Spooning is a cuddling position where two people lie on their sides facing the same direction, with one person’s front pressed against the other’s back. The person in back wraps an arm over the other’s waist, creating a nestled, full-body embrace that resembles two stacked spoons in a drawer. It’s one of the most common ways couples physically connect in bed, whether for sleep, comfort, or intimacy.
How the Position Works
Both people lie on the same side, facing the same direction. The person in back (the “big spoon”) curves their body around the person in front (the “little spoon”), draping an arm over the little spoon’s waist or midsection. You won’t be face to face, but the position allows close, sustained contact along the length of your bodies. Legs can intertwine, stack, or just rest naturally, whatever feels comfortable for both of you.
The terms “big spoon” and “little spoon” don’t have to follow any rules about height, gender, or body size. A shorter partner can absolutely be the big spoon. When this happens, some people call it “jetpacking,” a playful nod to the image of a smaller person strapped to someone’s back. Either role can feel protective or comforting depending on your mood.
Why Spooning Feels So Good
The full-body contact involved in spooning triggers a cascade of calming effects in your nervous system. Sustained touch like hugging or cuddling promotes the release of oxytocin, a hormone that signals safety and positive connection to your brain. At the same time, it actively lowers your body’s stress response. A 2022 study in Comprehensive Psychoneuroendocrinology found that participants who received a hug before a stressful task had significantly lower cortisol (your primary stress hormone) than those who didn’t, and the difference held across multiple measurements after the stressor. In practical terms, curling up with someone can genuinely take the edge off a hard day.
Beyond hormones, the warmth and pressure of another body can slow your heart rate and relax muscle tension. This is partly why spooning often leads to drowsiness so quickly. Your body reads the sustained, gentle pressure as a cue that you’re safe enough to let your guard down.
Effects on Relationship Satisfaction
Regular cuddling does more than feel nice in the moment. A four-week experiment published in the Western Journal of Communication assigned married couples to either increase their cuddling, spend more time together without cuddling, or change nothing. The couples who increased cuddling reported higher relationship satisfaction than both other groups, even after researchers controlled for differences in kissing and other affection. Interestingly, simply spending more time together without the physical contact didn’t produce the same benefit. The physical closeness itself was the active ingredient.

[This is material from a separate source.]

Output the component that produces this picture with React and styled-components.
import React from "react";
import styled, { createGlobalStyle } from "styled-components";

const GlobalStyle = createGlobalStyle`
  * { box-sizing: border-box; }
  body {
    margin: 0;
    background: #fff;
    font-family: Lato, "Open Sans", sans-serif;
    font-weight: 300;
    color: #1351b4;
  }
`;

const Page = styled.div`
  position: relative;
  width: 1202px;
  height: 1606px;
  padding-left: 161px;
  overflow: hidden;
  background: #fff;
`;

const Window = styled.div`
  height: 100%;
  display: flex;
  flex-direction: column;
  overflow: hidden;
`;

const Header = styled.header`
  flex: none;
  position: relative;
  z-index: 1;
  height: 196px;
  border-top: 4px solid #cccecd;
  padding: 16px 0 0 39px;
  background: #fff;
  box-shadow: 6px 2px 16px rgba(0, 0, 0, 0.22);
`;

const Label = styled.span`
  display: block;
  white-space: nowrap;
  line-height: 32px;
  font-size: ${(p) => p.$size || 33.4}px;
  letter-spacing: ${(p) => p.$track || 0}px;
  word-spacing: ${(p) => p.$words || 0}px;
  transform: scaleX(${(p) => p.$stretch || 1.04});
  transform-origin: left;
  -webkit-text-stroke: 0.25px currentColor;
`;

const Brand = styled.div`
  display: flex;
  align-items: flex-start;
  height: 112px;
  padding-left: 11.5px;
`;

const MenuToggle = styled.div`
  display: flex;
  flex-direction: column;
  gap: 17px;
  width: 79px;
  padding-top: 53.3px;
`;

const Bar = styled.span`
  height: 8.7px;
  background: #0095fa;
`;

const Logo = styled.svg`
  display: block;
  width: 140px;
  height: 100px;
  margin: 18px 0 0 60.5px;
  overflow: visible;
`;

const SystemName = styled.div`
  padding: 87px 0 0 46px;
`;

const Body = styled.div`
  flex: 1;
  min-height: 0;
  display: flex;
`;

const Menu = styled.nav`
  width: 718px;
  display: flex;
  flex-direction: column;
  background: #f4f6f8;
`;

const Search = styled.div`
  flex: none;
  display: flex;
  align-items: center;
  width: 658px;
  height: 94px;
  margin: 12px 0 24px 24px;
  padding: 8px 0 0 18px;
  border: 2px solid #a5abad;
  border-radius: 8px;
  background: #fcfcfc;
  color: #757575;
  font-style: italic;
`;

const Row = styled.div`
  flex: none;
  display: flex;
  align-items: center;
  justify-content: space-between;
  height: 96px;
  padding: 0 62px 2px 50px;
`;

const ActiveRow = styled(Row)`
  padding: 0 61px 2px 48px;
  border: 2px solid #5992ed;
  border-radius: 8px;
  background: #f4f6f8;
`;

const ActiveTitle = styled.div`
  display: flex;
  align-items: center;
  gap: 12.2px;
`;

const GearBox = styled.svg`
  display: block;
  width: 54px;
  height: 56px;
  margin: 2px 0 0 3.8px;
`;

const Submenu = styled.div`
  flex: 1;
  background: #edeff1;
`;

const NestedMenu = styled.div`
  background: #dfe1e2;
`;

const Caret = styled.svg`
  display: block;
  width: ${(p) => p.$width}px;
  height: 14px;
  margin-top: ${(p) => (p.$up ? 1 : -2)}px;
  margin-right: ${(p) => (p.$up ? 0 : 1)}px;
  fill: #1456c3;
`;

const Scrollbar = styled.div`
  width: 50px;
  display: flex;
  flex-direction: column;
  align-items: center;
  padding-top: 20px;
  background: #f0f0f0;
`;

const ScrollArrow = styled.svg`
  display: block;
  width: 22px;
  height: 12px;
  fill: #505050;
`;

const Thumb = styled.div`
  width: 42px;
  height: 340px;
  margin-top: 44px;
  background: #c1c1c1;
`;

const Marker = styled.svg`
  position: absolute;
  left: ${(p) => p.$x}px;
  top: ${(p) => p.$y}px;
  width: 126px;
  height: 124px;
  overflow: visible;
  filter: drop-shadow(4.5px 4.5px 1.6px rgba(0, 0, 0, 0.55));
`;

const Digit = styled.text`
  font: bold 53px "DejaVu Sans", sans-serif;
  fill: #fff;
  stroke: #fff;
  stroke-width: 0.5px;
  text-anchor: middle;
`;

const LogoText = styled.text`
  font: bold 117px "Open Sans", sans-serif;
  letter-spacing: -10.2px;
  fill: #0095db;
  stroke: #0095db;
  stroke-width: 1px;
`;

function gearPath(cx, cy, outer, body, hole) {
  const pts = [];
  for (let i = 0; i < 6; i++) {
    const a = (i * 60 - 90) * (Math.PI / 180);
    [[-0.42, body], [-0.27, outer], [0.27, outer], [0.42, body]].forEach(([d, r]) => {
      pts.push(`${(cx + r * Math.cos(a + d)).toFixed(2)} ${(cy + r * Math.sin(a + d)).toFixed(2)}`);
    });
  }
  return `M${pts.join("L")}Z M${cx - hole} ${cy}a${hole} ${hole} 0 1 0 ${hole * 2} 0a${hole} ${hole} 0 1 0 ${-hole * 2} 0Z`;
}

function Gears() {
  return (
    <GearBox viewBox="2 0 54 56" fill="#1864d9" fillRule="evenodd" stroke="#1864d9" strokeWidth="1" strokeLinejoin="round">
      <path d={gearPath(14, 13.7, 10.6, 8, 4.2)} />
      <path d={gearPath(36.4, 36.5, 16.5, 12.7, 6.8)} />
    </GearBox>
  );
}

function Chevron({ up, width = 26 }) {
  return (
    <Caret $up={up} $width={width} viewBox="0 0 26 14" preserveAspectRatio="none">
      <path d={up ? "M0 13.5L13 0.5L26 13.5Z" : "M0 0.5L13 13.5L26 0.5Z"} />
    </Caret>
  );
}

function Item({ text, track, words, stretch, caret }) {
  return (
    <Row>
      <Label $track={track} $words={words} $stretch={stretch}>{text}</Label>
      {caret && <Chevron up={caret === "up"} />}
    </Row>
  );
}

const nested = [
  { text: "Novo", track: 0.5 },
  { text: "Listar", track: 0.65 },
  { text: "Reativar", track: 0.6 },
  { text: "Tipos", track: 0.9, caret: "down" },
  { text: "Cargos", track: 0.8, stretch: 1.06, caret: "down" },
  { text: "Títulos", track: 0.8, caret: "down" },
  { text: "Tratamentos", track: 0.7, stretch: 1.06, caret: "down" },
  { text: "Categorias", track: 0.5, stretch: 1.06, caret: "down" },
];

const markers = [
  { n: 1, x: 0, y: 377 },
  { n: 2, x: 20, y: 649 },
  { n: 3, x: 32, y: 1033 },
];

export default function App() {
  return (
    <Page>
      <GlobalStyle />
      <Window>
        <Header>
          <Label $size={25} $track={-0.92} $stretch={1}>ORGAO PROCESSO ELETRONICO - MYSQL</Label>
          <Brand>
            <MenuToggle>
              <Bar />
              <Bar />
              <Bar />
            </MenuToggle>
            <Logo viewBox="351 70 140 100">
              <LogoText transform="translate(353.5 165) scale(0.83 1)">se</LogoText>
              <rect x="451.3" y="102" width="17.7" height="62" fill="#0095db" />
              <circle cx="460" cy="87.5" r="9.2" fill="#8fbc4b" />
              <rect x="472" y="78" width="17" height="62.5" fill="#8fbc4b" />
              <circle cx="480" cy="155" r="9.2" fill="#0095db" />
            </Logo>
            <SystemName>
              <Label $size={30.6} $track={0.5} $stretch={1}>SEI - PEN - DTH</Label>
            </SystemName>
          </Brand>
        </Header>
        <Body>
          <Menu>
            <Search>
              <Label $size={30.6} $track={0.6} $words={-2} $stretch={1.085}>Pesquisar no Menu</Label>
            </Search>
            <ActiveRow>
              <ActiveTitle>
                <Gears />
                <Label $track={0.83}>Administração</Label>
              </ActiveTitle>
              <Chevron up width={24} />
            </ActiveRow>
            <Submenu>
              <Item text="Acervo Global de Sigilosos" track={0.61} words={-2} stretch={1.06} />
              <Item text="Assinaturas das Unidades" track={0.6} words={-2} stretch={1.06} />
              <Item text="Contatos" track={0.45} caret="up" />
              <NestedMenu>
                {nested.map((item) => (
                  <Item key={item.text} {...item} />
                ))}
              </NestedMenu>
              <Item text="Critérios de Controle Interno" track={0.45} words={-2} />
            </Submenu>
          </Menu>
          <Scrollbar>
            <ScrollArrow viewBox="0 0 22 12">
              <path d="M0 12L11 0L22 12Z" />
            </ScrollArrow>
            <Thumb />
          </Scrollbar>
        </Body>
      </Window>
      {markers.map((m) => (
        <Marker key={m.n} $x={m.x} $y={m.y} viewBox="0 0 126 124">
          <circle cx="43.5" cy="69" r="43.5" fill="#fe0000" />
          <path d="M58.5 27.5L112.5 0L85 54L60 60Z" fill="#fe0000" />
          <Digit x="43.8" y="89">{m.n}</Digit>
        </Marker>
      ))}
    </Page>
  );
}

The cuddling group also rated other potential partners as less appealing compared to their own relationship, suggesting that regular physical affection reinforces a sense of contentment with what you have. These effects showed up after just four weeks of intentional cuddling.
How It Affects Your Sleep
Sharing a bed with a partner changes your sleep architecture in measurable ways. Research published in Frontiers in Psychiatry found that couples who slept together had about 10% more REM sleep (the stage most closely tied to dreaming, memory processing, and emotional regulation) compared to nights they slept alone. Their REM sleep was also less fragmented, with roughly half as many disruptions (5.4 versus 8.5 on average) and longer uninterrupted stretches of REM, averaging 22 minutes compared to just 13 minutes when sleeping solo.
Partners’ sleep cycles also synchronized when they shared a bed, meaning they moved through light sleep, deep sleep, and REM in closer alignment with each other. The one trade-off: bed-sharing was associated with more leg movements during the night. For most couples, though, the improvements in REM sleep quality appear to outweigh the extra fidgeting.

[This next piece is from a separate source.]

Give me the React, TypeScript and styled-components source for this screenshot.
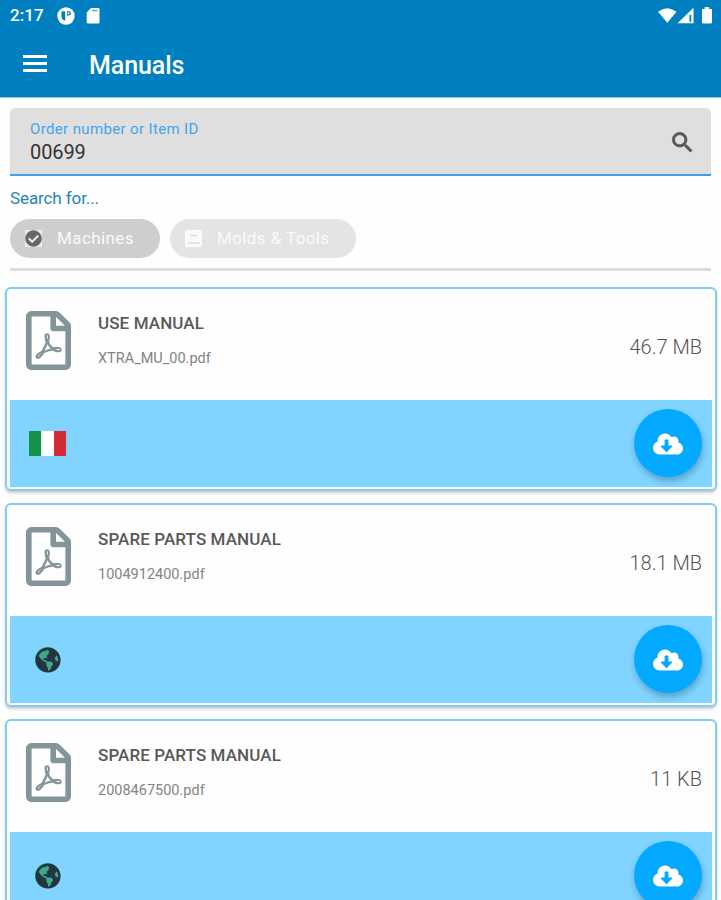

Solving the Most Common Complaints
The Dead Arm Problem
The big spoon’s bottom arm is the most frequent casualty of spooning. It gets trapped under your partner’s body, circulation gets cut off, and you wake up with pins and needles. One effective fix: place a pillow under your head and tuck a second pillow under your armpit, letting your bottom arm rest in the gap between them. This supports your shoulder, prevents nerve compression, and keeps blood flowing. Alternatively, the big spoon can slide their bottom arm under the little spoon’s pillow rather than under their body, or simply extend it straight above their own head.
Overheating
Two bodies pressed together generate a lot of heat, and people’s ideal sleep temperatures differ. What starts as cozy can turn sweaty within 20 minutes. The recommended bedroom temperature for sleep is between 60 and 67°F, so dropping your thermostat toward the lower end of that range before bed gives you more thermal headroom for cuddling. Breathable, moisture-wicking sheets help too. Many couples find the best approach is to spoon while winding down, then shift apart into individual sleep positions once one person starts feeling too warm. You don’t have to maintain the position all night to get the benefits.
Spooning Outside of Romantic Relationships
While spooning is most commonly associated with romantic partners, the position isn’t inherently sexual. Parents spoon with children, close friends sometimes cuddle this way during movie nights, and professional cuddling services use spooning as one of their standard positions. The physiological benefits of sustained touch, lower cortisol and higher oxytocin, don’t require a romantic context. The comfort of the position comes from the full-body contact and the feeling of being held or holding someone, which can be meaningful in any close relationship where both people are comfortable with physical affection.